The most senior Toledo police officer is scheduled for a disciplinary hearing next week after he was charged administratively for not immediately sending crews to two incidents, one which involved a man who later died after taking cocaine.
Officer James Ogle, 61, a dispatcher in the communications section, is charged by the department's internal affairs section with violating the department manual. He faces administrative charges of inattention or carelessness in performance of duty and habitual violation.
He allegedly did not immediately dispatch or make a general broadcast of a call July 17 to 2255 Eastgate Rd. in which a man reportedly was screaming for help. Officers were not dispatched for 20 minutes and 48 seconds although a police unit was in service when Officer Ogle selected the call, according to the charges.
The man, Wayne Shepler, 40, of 2254 Eastgate, lost consciousness while four police officers tried to calm him down at his home. He later died in St. Luke's Hospital. The Lucas County coroner's office ruled the death accidental due to acute cocaine-induced psychosis.

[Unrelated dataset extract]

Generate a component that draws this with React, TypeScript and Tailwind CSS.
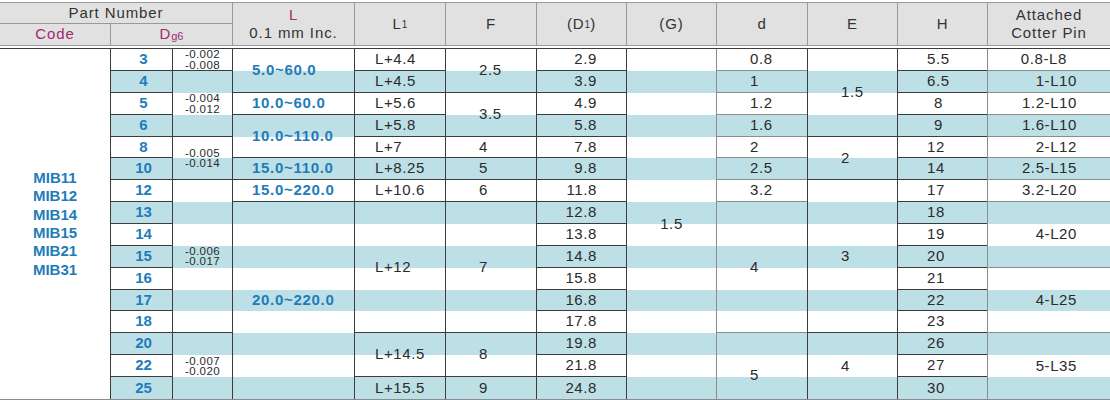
import * as React from "react"

type Cell = { span: number; text?: React.ReactNode; cls?: string }
type Col = { col: number; line: "dark" | "grey"; cls: string; cells: Cell[] }

const singles = (items: string[]): Cell[] => items.map((t) => ({ span: 1, text: t }))

const Tol = ({ a, b }: { a: string; b: string }) => (
  <div className="flex flex-col items-center text-[11.5px] leading-[10.5px] tracking-[0.4px] text-[#2b2b2b]">
    <span>{a}</span>
    <span>{b}</span>
  </div>
)

const blueNum = "justify-center pl-[4px] text-[15px] font-bold text-[#1f7cba]"
const plain = "text-[15px] tracking-[0.6px] text-[#2b2b2b]"

const columns: Col[] = [
  {
    col: 2,
    line: "dark",
    cls: blueNum,
    cells: singles(["3", "4", "5", "6", "8", "10", "12", "13", "14", "15", "16", "17", "18", "20", "22", "25"]),
  },
  {
    col: 3,
    line: "dark",
    cls: "justify-center",
    cells: [
      { span: 1, text: <Tol a="-0.002" b="-0.008" /> },
      { span: 3, text: <Tol a="-0.004" b="-0.012" /> },
      { span: 2, text: <Tol a="-0.005" b="-0.014" /> },
      { span: 7, text: <Tol a="-0.006" b="-0.017" /> },
      { span: 3, text: <Tol a="-0.007" b="-0.020" /> },
    ],
  },
  {
    col: 4,
    line: "dark",
    cls: "pl-[19px] text-[15px] font-bold tracking-[0.7px] text-[#1f7cba]",
    cells: [
      { span: 2, text: "5.0~60.0" },
      { span: 1, text: "10.0~60.0" },
      { span: 2, text: "10.0~110.0" },
      { span: 1, text: "15.0~110.0" },
      { span: 1, text: "15.0~220.0" },
      { span: 9, text: "20.0~220.0" },
    ],
  },
  {
    col: 5,
    line: "dark",
    cls: "pl-[20px] " + plain,
    cells: [
      ...singles(["L+4.4", "L+4.5", "L+5.6", "L+5.8", "L+7", "L+8.25", "L+10.6"]),
      { span: 6, text: "L+12" },
      { span: 2, text: "L+14.5" },
      { span: 1, text: "L+15.5" },
    ],
  },
  {
    col: 6,
    line: "dark",
    cls: "pl-[33px] " + plain,
    cells: [
      { span: 2, text: "2.5" },
      { span: 2, text: "3.5" },
      { span: 1, text: "4" },
      { span: 1, text: "5" },
      { span: 1, text: "6" },
      { span: 6, text: "7" },
      { span: 2, text: "8" },
      { span: 1, text: "9" },
    ],
  },
  {
    col: 7,
    line: "dark",
    cls: "justify-end pr-[29px] " + plain,
    cells: singles([
      "2.9", "3.9", "4.9", "5.8", "7.8", "9.8", "11.8", "12.8",
      "13.8", "14.8", "15.8", "16.8", "17.8", "19.8", "21.8", "24.8",
    ]),
  },
  {
    col: 8,
    line: "dark",
    cls: "justify-center " + plain,
    cells: [{ span: 16, text: "1.5" }],
  },
  {
    col: 9,
    line: "grey",
    cls: "pl-[33px] " + plain,
    cells: [
      ...singles(["0.8", "1", "1.2", "1.6", "2", "2.5", "3.2"]),
      { span: 6, text: "4" },
      { span: 3, text: "5", cls: "pt-[18px]" },
    ],
  },
  {
    col: 10,
    line: "dark",
    cls: "pl-[33px] " + plain,
    cells: [
      { span: 4, text: "1.5" },
      { span: 2, text: "2" },
      { span: 7, text: "3" },
      { span: 3, text: "4" },
    ],
  },
  {
    col: 11,
    line: "dark",
    cls: "pl-[29px] " + plain,
    cells: [
      { span: 1, text: "5.5" },
      { span: 1, text: "6.5" },
      { span: 1, text: "8", cls: "pl-[36px]" },
      { span: 1, text: "9", cls: "pl-[36px]" },
      ...singles(["12", "14", "17", "18", "19", "20", "21", "22", "23", "26", "27", "30"]),
    ],
  },
  {
    col: 12,
    line: "grey",
    cls: "justify-end pr-[33px] " + plain,
    cells: [
      { span: 1, text: "0.8-L8", cls: "pr-[43px]" },
      ...singles(["1-L10", "1.2-L10", "1.6-L10", "2-L12", "2.5-L15", "3.2-L20"]),
      { span: 3, text: "4-L20" },
      { span: 3, text: "4-L25" },
      { span: 3, text: "5-L35" },
    ],
  },
]

const GRID_COLS = "grid-cols-[110px_62px_60px_122px_91px_91px_90px_90px_91px_90px_90px_123px]"

const Sub = ({ children }: { children: React.ReactNode }) => (
  <span className="text-[10px] tracking-normal">{children}</span>
)

const Header = () => (
  <div className={`grid ${GRID_COLS} grid-rows-[21px_21px] border-y border-[#9a9a9a] bg-[#e1e1e1] text-[15px] tracking-[0.9px] text-[#333]`}>
    <div className="col-span-3 flex items-center justify-center border-b border-[#9a9a9a]">Part Number</div>
    <div className="col-start-1 row-start-2 flex items-center justify-center text-[#a22a72]">Code</div>
    <div className="col-span-2 col-start-2 row-start-2 flex items-center justify-center border-l border-[#9a9a9a] text-[#a22a72]">
      D<span className="relative top-[2px] text-[11px] tracking-normal">g6</span>
    </div>
    <div className="col-start-4 row-span-2 row-start-1 flex flex-col items-center justify-center border-l border-[#9a9a9a] leading-[18px]">
      <span className="text-[#a22a72]">L</span>
      <span>0.1 mm Inc.</span>
    </div>
    <div className="col-start-5 row-span-2 row-start-1 flex items-center justify-center border-l border-[#9a9a9a]">
      L<Sub>1</Sub>
    </div>
    <div className="col-start-6 row-span-2 row-start-1 flex items-center justify-center border-l border-[#9a9a9a]">F</div>
    <div className="col-start-7 row-span-2 row-start-1 flex items-center justify-center border-l border-[#9a9a9a]">
      (D<Sub>1</Sub>)
    </div>
    <div className="col-start-8 row-span-2 row-start-1 flex items-center justify-center border-l border-[#9a9a9a]">(G)</div>
    <div className="col-start-9 row-span-2 row-start-1 flex items-center justify-center border-l border-[#9a9a9a]">d</div>
    <div className="col-start-10 row-span-2 row-start-1 flex items-center justify-center border-l border-[#9a9a9a]">E</div>
    <div className="col-start-11 row-span-2 row-start-1 flex items-center justify-center border-l border-[#9a9a9a]">H</div>
    <div className="col-start-12 row-span-2 row-start-1 flex flex-col items-center justify-center border-l border-[#9a9a9a] leading-[18px]">
      <span>Attached</span>
      <span>Cotter Pin</span>
    </div>
  </div>
)

const Body = () => {
  const cells: React.ReactNode[] = []
  columns.forEach((c) => {
    let row = 1
    c.cells.forEach((cell, i) => {
      const last = row + cell.span - 1 === 16
      const lineColor = c.line === "dark" ? "border-[#3c3c3c]" : "border-[#8c8c8c]"
      cells.push(
        <div
          key={`${c.col}-${i}`}
          style={{ gridColumn: c.col, gridRow: `${row} / span ${cell.span}` }}
          className={`flex items-center border-l ${last ? "" : "border-b"} ${lineColor} ${c.cls} ${cell.cls ?? ""}`}
        >
          {cell.text}
        </div>
      )
      row += cell.span
    })
  })

  return (
    <div className={`grid ${GRID_COLS} grid-rows-[22px_22px_22px_22px_21px_22px_22px_22px_22px_22px_22px_21px_22px_22px_22px_22px] border-t border-b border-t-[#3c3c3c] border-b-[#8c8c8c]`}>
      {/* stripes */}
      {Array.from({ length: 16 }, (_, i) =>
        i % 2 === 1 ? (
          <div key={`s${i}`} style={{ gridColumn: "2 / -1", gridRow: i + 1 }} className="bg-[#bde0e6]" />
        ) : null
      )}

      {/* code column */}
      <div
        style={{ gridColumn: 1, gridRow: "1 / span 16" }}
        className="flex flex-col items-center justify-center bg-white text-[15px] font-bold leading-[18.4px] text-[#1f7cba]"
      >
        <span>MIB11</span>
        <span>MIB12</span>
        <span>MIB14</span>
        <span>MIB15</span>
        <span>MIB21</span>
        <span>MIB31</span>
      </div>

      {cells}
    </div>
  )
}

export default function App() {
  return (
    <div className="h-[400px] w-[1110px] bg-white pt-[2px] font-['Liberation_Sans',Arial,sans-serif]">
      <Header />
      <div className="h-[2px]" />
      <Body />
    </div>
  )
}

The same night, Officer Ogle allegedly didn't immediately send a crew or make a general broadcast of a domestic argument call in West Toledo. He sent officers to the domestic incident 43 minutes after the initial call, which came in after he dispatched officers to the Eastgate address.
Gregg Harris, president of the Toledo Police Patrolman's Association, declined comment yesterday.
Both calls were classified priority 2, meaning officers should respond as fast as possible but obey laws and speed limits. Such calls include domestic violence incidents and fights. According to guidelines used by dispatchers, officers should be sent immediately to priority 2 calls. If no one is available, a general broadcast of the incident should be made to all district crews in case someone can respond.
Communications Lt. David Wells declined comment on the investigation, but said in general, calls often are delayed because it is a busy time or there are no officers to send.
In March, 2000, Officer Ogle was awarded Badge No. 1, which is given to the active officer with the most seniority. He started with the department Jan. 13, 1967. The habitual violation charge was given because Officer Ogle's active disciplinary record contains four sustained violations, similar to the inattention charge, between June, 2000, and Jan. 13 of this year.
This is the second time an officer with Badge No. 1 has been involved in a disciplinary action. In 1999, O.J. McLaughlin, a 34-year police veteran, resigned for allegedly improperly transferring to new owners vehicles that should have been sold at public auction.
He worked in the department's records section and was in charge of identifying junk, abandoned, and stolen vehicles.